The dye in the dye-donor element is dispersed in a polymeric binder such as a cellulose derivative, e.g., cellulose acetate hydrogen phthalate, cellulose acetate, cellulose acetate propionate, cellulose acetate butyrate, cellulose triacetate; a polycarbonate; poly(styrene-co-acrylonitrile), a poly(sulfone) or a poly(phenylene oxide). The binder may be used at a coverage of from about 0.1 to about 5 g/m2.
The dye layer of the dye-donor element may be coated on the support or printed thereon by a printing technique such as a gravure process.
Any material can be used as the support for the dye-donor element of the invention provided it is dimensionally stable and can withstand the heat generated by the laser beam. Such materials include polyesters such as poly(ethylene terephthalate); polyamides; polycarbonates; glassine paper; condenser paper; cellulose esters such as cellulose acetate; fluorine polymers such as polyvinylidene fluoride or poly(tetrafluoroethylene-co-hexafluoropropylene); polyethers such as polyoxymethylene; polyacetals; polyolefins such as polystyrene, polyethylene, polypropylene or methylpentane polymers.

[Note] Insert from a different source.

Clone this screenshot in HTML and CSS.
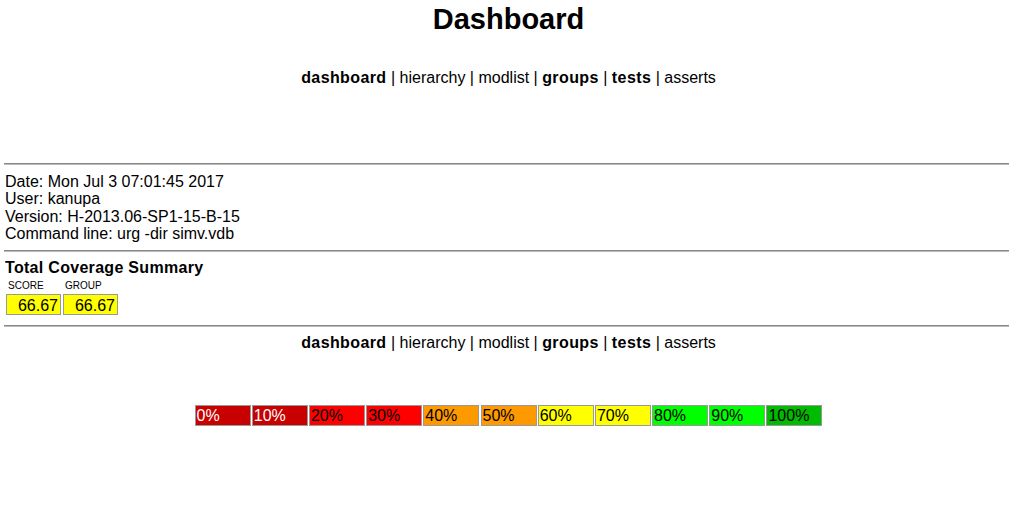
FILE: index.html
```html
<!DOCTYPE html>
<html>
<head>
<meta charset="utf-8">
<link rel="stylesheet" href="styles.css">
<title>Dashboard</title>
</head>
<body>
<h1 class="title">Dashboard</h1>
<div class="nav nav-top">
  <b>dashboard</b> | <span>hierarchy</span> | <span>modlist</span> | <b>groups</b> | <b>tests</b> | <span>asserts</span>
</div>
<hr class="rule rule-first">
<div class="info">
  <div>Date: Mon Jul 3 07:01:45 2017</div>
  <div>User: kanupa</div>
  <div>Version: H-2013.06-SP1-15-B-15</div>
  <div>Command line: urg -dir simv.vdb</div>
</div>
<hr class="rule">
<div class="summary">
  <div class="summary-title">Total Coverage Summary</div>
  <div class="scores">
    <div class="score">
      <div class="score-label">SCORE</div>
      <div class="score-box">66.67</div>
    </div>
    <div class="score">
      <div class="score-label">GROUP</div>
      <div class="score-box">66.67</div>
    </div>
  </div>
</div>
<hr class="rule">
<div class="nav nav-bottom">
  <b>dashboard</b> | <span>hierarchy</span> | <span>modlist</span> | <b>groups</b> | <b>tests</b> | <span>asserts</span>
</div>
<div class="legend">
  <div class="cell c0">0%</div>
  <div class="cell c0">10%</div>
  <div class="cell c2">20%</div>
  <div class="cell c2">30%</div>
  <div class="cell c4">40%</div>
  <div class="cell c4">50%</div>
  <div class="cell c6">60%</div>
  <div class="cell c6">70%</div>
  <div class="cell c8">80%</div>
  <div class="cell c8">90%</div>
  <div class="cell c10">100%</div>
</div>
</body>
</html>
```
FILE: styles.css
```css
html {
  overflow: hidden;
  background: #fff;
}
body {
  margin: 0 0 0 4px;
  width: 1009px;
  font-family: "Liberation Sans", Arial, sans-serif;
  font-size: 16px;
  color: #000;
}
.title {
  margin: 2px 0 0 0;
  font-size: 29px;
  line-height: 34px;
  font-weight: bold;
  text-align: center;
}
.nav {
  font-size: 16px;
  line-height: 18px;
  text-align: center;
}
.nav b {
  letter-spacing: 0.4px;
}
.nav-top {
  margin-top: 33px;
}
.rule {
  margin: 0;
  height: 0;
  border: 0;
  border-top: 1px solid #888;
  border-bottom: 1px solid #bbb;
}
.rule-first {
  margin-top: 76px;
}
.info {
  font-size: 16px;
  line-height: 17.3px;
  padding: 8px 0 8px 1px;
}
.summary {
  padding: 7px 0 10px 1px;
}
.summary-title {
  font-size: 16px;
  font-weight: bold;
  letter-spacing: 0.3px;
  line-height: 18px;
}
.scores {
  display: flex;
  gap: 2px;
  margin-top: 2px;
  padding-left: 1px;
}
.score-label {
  font-size: 10px;
  line-height: 12px;
  padding: 1px 0 0 2px;
  height: 14px;
}
.score-box {
  width: 51px;
  height: 18px;
  padding: 1px 2px 0 0;
  border: 1px solid #999;
  background: #ffff00;
  text-align: right;
  font-size: 16px;
  line-height: 19px;
}
.nav-bottom {
  margin-top: 7px;
}
.legend {
  display: flex;
  justify-content: center;
  gap: 1.2px;
  margin-top: 53px;
}
.cell {
  width: 53px;
  height: 19px;
  border: 1px solid #999;
  font-size: 16px;
  line-height: 19px;
  padding-left: 1px;
  color: #000;
}
.c0 { background: #c80000; color: #fff; }
.c2 { background: #ff0000; }
.c4 { background: #ff9900; }
.c6 { background: #ffff00; }
.c8 { background: #00ff00; }
.c10 { background: #00bb00; }
```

The support generally has a thickness of from about 2 to about 250 μm. It may also be coated with a subbing layer, if desired.
The dye-receiving element that is used with the dye-donor element of the invention usually comprises a support having thereon a dye image-receiving layer. The support may be a transparent film such as a poly(ether sulfone), a polyimide, a cellulose ester such as cellulose acetate, a poly(vinyl alcohol-co-acetal) or a poly(ethylene terephthalate). The support for the dye-receiving element may also be reflective such as baryta-coated paper, polyethylene-coated paper, white polyester (polyester with white pigment incorporated therein), an ivory paper, a condenser paper or a synthetic paper such as duPont Tyvek®.
The dye image-receiving layer may comprise, for example, a polycarbonate, a polyurethane, a polyester, polyvinyl chloride, poly(styrene-co-acrylonitrile), poly(caprolactone) or mixtures thereof. The dye image-receiving layer may be present in any amount which is effective for the intended purpose. In general, good results have been obtained at a concentration of from about 1 to about 5 g/m2.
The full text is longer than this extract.